TIME_SERIES_DATA_COL
Syntax
TIME_SERIES_DATA_COL = string_value
Description
The data column name for time series models.
Arguments
string_value
is a 'STRING'
.
TIME_SERIES_ID_COL
Syntax
TIME_SERIES_ID_COL = string_value
Description
The ID column name for time series models. This column is used when the user wants to fit and forecast multiple time series using a single query. Different IDs indicate different time series.
Arguments
string_value
is a 'STRING'
.
HORIZON
Syntax
HORIZON = int64_value
Description
The number of time points to forecast.

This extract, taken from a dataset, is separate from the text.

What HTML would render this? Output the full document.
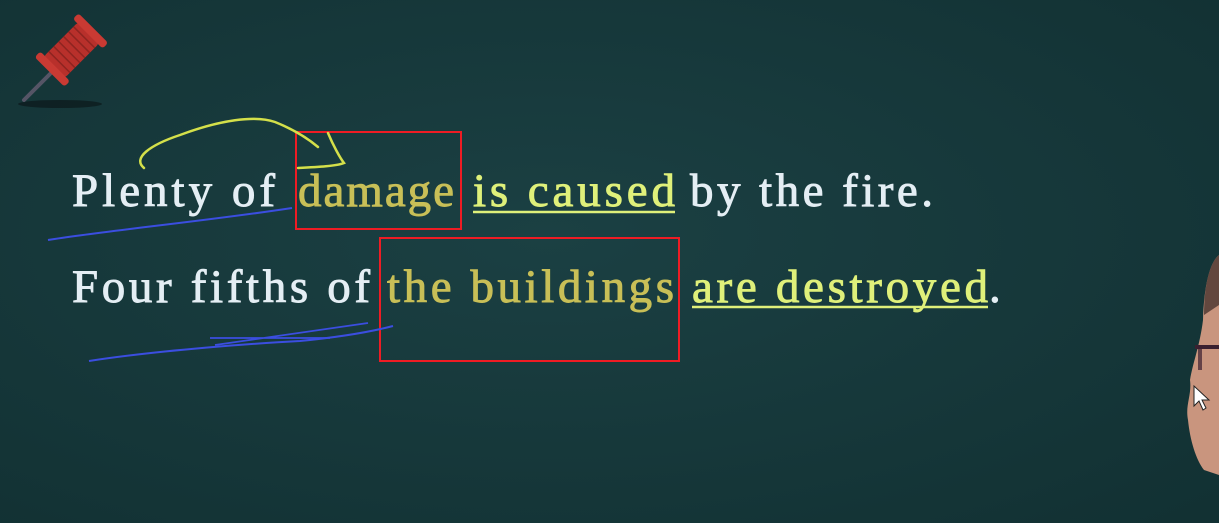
<!DOCTYPE html>
<html><head><meta charset="utf-8"><style>
html,body{margin:0;padding:0;}
body{width:1219px;height:523px;overflow:hidden;background:#173a3d;}
svg{display:block}
</style></head><body>
<svg width="1219" height="523" xmlns="http://www.w3.org/2000/svg">
<defs>
<radialGradient id="bg" cx="45%" cy="45%" r="75%">
<stop offset="0" stop-color="#1b4043"/><stop offset="1" stop-color="#123133"/>
</radialGradient>
</defs>
<rect width="1219" height="523" fill="url(#bg)"/>
<!-- pin -->
<ellipse cx="60" cy="104" rx="42" ry="4" fill="#0d1c1e" opacity="0.8"/>
<line x1="24" y1="100" x2="50" y2="74" stroke="#556" stroke-width="4" stroke-linecap="round"/>
<g transform="rotate(-45 70 50)">
<rect x="46" y="36" width="50" height="30" rx="4" fill="#b8302b"/>
<rect x="40" y="30" width="8" height="42" rx="3" fill="#c93a33"/>
<rect x="94" y="30" width="8" height="42" rx="3" fill="#c93a33"/>
<g stroke="#8e2420" stroke-width="1.5">
<line x1="54" y1="36" x2="54" y2="66"/><line x1="61" y1="36" x2="61" y2="66"/><line x1="68" y1="36" x2="68" y2="66"/><line x1="75" y1="36" x2="75" y2="66"/><line x1="82" y1="36" x2="82" y2="66"/><line x1="89" y1="36" x2="89" y2="66"/>
</g>
</g>
<g font-family="Liberation Serif, serif" font-size="47" stroke-width="0.9">
<text x="72" y="206" fill="#e4eef4" stroke="#e4eef4" textLength="203" lengthAdjust="spacing">Plenty of</text>
<text x="298" y="206" fill="#c8bf57" stroke="#c8bf57" textLength="156" lengthAdjust="spacing">damage</text>
<text x="473" y="206" fill="#dff07a" stroke="#dff07a" textLength="202" lengthAdjust="spacing">is caused</text>
<text x="690" y="206" fill="#e4eef4" stroke="#e4eef4" textLength="243" lengthAdjust="spacing">by the fire.</text>
<text x="72" y="302" fill="#e4eef4" stroke="#e4eef4" textLength="298" lengthAdjust="spacing">Four fifths of</text>
<text x="387" y="302" fill="#c8bf57" stroke="#c8bf57" textLength="287" lengthAdjust="spacing">the buildings</text>
<text x="692" y="302" fill="#dff07a" stroke="#dff07a" textLength="296" lengthAdjust="spacing">are destroyed</text>
<text x="989" y="302" fill="#e4eef4" stroke="#e4eef4">.</text>
</g>
<line x1="473" y1="212" x2="675" y2="212" stroke="#dff07a" stroke-width="2.5"/>
<line x1="692" y1="307" x2="988" y2="307" stroke="#dff07a" stroke-width="2.5"/>
<!-- red boxes -->
<rect x="296" y="132" width="165" height="97" fill="none" stroke="#ee1c24" stroke-width="2"/>
<rect x="380" y="238" width="299" height="123" fill="none" stroke="#ee1c24" stroke-width="2"/>
<!-- yellow arrow -->
<path d="M144 168 C132 158 150 145 180 135 C220 120 255 115 275 122 C290 128 305 136 318 147 M328 133 C333 145 340 158 344 163 C337 166 318 167 298 168" fill="none" stroke="#d4e04a" stroke-width="2.5" stroke-linecap="round"/>
<!-- blue lines -->
<path d="M48 240 C110 230 200 222 292 208" fill="none" stroke="#3b4ee0" stroke-width="2"/>
<path d="M89 361 C160 350 260 343 300 341 C340 337 370 332 393 326" fill="none" stroke="#3b4ee0" stroke-width="2"/>
<path d="M210 338 L330 338 M215 345 L368 323" fill="none" stroke="#3b4ee0" stroke-width="1.8"/>
<!-- person -->
<path d="M1219 255 C1210 262 1204 285 1203 320 C1200 345 1193 362 1190 380 C1192 395 1185 405 1188 420 C1190 440 1196 460 1204 470 L1219 475 Z" fill="#c9957e"/>
<path d="M1219 255 C1210 262 1204 285 1204 315 L1219 305 Z" fill="#4a332e" opacity="0.8"/>
<rect x="1195" y="345" width="24" height="4" fill="#3a2030"/>
<rect x="1198" y="345" width="4" height="25" fill="#3a2030" opacity="0.7"/>
<path d="M1194 386 L1194 406 L1199 401 L1203 410 L1206 408 L1202 400 L1209 400 Z" fill="#fff" stroke="#222" stroke-width="1"/>
</svg>
</body></html>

When forecasting multiple time series at once, this parameter applies to each time series.
Arguments
The value is a INT64
. The default value is 1000. The maximum value is 10,000.
AUTO_ARIMA
Syntax
AUTO_ARIMA = { TRUE | FALSE }
Description
Whether the training process should use auto.ARIMA or not. If true, training
automatically finds the best non-seasonal order (for example, the p, d, q
tuple) and decides whether or not to include a linear drift term when d
is 1.
If false, the user must specify non_seasonal_order in the query. When
forecasting multiple time series at the same time, the auto.ARIMA algorithm must
be used for each time series, so this option must not be set to false.
Arguments
The value is a BOOL
. The default value is TRUE
.
AUTO_ARIMA_MAX_ORDER
Syntax
AUTO_ARIMA_MAX_ORDER = <var>int64_value</var>
Description
The maximum value for the sum of non-sesonal p and q. It controls the parameter
search space in the auto.ARIMA algorithm. Currently, the allowed values are
(2, 3, 4, 5). As a reference, for each value there are (6, 10, 15, 21) candidate
models to evaluat if non-seasonal d is determined to be 0 or 2. If non-seasonal
d is determined to be 1, the number of candidate models to evaluate doubles as
there is an additional drift term to consider for all the existing candidate
models. This option is disabled when AUTO_ARIMA
is set to false.
Arguments
The value is a INT64
. The default value is 5. The minimum value is 2 and the
maximum value is 5.
NON_SEASONAL_ORDER
Syntax
NON_SEASONAL_ORDER = (int64_value, int64_value, int64_value)
Description
The tuple of non-seasonal p, d, q for the ARIMA model. There are no default values and you must specify all of them. You must explicitly specify auto_arima to false to use this option. Currently, p and q are restricted to [0, 1, 2, 3, 4, 5] and d is restricted to [0, 1, 2]. When forecasting multiple time series at once, one specific non-seasonal order is very unlikely to fit all the time series, and the auto.ARIMA algorithm is used to find the best non-seasonal order for each time series. Therefore, this option is disabled in this case.
Arguments
(int64_value, int64_value, int64_value)
is a tuple of
three 'INT64'
.
DATA_FREQUENCY
Syntax
DATA_FREQUENCY = { 'AUTO_FREQUENCY' | 'HOURLY' | 'DAILY' | 'WEEKLY' | 'MONTHLY' | 'QUARTERLY' | 'YEARLY' }
Description
The data frequency of the input time series. The finest supported granularity is
'HOURLY'
. When forecasting multiple time series at once, this argument cannot
be changed from the default value 'AUTO_FREQUENCY'
.
Arguments
Accepts the following values:
'AUTO_FREQUENCY'
: the training process automatically infers the data
frequency, which can be one of the values listed below.
'HOURLY'
: hourly time series
'DAILY'
: daily time series
'WEEKLY'
: weekly time series
'MONTHLY'
: monthly time series
'QUARTERLY'
: querterly time series
'YEARLY'
: yearly time series
The default value is 'AUTO_FREQUENCY'
.
INCLUDE_DRIFT
Syntax
INCLUDE_DRIFT = { TRUE | FALSE }
Description
Should the ARIMA model include a linear drift term or not. The drift term is applicable when non-seasonal d is 1.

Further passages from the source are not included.